Updated: Apr 10, 2023


Photo by nikko macaspac on Unsplash


Chaos is my closest friend. It stays with me wherever I go and manifests in various situations. It works in magical ways and intends to disrupt my inner being, who tries to settle into the world's pleasures. It shows off with vigour and vitality and reminds me of my inability and my incompetencies whenever I start developing arrogance. It pins me down and shows me the reality.


It works in mysterious ways wanting to change me for good. It causes disruption and havoc for me when I focus on being the bearer yet it tells me that I am the sole standing. It destroys my progress and even tells me that destruction itself is progress and manifests itself subtly in the material reality. It makes me think, makes me reconsider, makes me sharp and smart all while it is destroying me in the background without me noticing. It tells me that I have achieved, I have grasped and I can stand, then it also shows me the flip side of the coin where are odds are 50-50.


It even works in an intimate fashion, sometimes even making me enjoy the process of chaos but sometimes the by-product achieved after such a process is negative and an illusion. It's my foremost change inducer but it never ceases to amaze me. And that is the reason it remains my closest friend.


My chaos is my own, it shows itself in front of me when I see and realizes the acute difference in the thinking patterns between me and my friends and yet it also makes me think that those thinking patterns were my own once, so the difference is none and yet it is there. It causes me to question, pretend and be.

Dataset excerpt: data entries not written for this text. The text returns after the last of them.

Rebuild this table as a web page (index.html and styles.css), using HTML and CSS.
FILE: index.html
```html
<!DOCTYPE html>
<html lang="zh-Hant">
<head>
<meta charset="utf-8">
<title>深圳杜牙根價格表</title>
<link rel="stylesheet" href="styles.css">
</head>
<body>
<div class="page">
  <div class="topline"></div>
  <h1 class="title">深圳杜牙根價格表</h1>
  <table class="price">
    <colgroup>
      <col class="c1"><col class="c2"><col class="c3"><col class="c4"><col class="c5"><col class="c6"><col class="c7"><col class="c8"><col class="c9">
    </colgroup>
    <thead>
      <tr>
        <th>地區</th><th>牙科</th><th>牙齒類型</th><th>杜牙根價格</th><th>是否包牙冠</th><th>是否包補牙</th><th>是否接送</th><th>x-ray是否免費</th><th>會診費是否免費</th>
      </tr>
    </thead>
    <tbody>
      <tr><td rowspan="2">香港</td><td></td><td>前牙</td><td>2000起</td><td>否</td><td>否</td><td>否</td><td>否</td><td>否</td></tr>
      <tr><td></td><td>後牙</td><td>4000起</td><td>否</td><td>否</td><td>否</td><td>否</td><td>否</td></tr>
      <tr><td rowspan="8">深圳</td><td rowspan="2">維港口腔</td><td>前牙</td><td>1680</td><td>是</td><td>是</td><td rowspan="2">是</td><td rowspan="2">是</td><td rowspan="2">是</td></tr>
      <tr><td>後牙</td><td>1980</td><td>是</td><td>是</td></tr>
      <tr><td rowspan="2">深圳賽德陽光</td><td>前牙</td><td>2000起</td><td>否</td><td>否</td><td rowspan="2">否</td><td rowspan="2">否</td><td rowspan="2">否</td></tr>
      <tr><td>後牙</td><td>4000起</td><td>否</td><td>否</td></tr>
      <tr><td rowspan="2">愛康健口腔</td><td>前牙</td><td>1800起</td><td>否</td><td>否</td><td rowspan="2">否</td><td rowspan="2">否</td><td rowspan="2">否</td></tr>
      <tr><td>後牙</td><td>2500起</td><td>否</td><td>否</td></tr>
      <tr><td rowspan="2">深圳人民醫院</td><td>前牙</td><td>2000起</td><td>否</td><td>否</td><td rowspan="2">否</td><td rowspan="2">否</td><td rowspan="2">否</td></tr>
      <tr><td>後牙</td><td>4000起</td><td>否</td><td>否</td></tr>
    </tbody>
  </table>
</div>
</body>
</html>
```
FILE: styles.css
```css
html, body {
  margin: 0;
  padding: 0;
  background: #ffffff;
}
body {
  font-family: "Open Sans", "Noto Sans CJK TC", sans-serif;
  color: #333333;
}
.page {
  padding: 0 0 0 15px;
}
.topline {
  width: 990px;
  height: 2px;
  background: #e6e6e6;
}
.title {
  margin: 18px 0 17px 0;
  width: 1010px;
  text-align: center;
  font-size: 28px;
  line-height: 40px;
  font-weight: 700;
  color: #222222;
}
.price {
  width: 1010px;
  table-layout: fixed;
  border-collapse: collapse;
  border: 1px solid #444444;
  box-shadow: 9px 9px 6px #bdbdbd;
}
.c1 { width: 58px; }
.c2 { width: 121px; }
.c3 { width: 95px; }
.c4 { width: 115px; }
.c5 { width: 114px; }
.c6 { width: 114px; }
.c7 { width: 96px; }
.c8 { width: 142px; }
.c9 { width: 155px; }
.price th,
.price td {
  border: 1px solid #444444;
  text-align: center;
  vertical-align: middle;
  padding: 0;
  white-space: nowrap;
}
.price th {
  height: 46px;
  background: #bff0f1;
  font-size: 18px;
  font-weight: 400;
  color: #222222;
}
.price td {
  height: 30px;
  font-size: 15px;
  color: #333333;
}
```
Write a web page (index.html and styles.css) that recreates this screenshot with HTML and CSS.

Chaos is my best friend and true enemy at the same time. It is within me so it doesn't want to leave me nor it wants to reveal itself truly for me to get it. Therefore, I accept its subtle existence with reverence and courage, allowing it to destroy me because it itself taught me that destruction is progress. And what more shall I want from the futile existence, but an opportunity to realize my own self, even if it is in tiny proportions?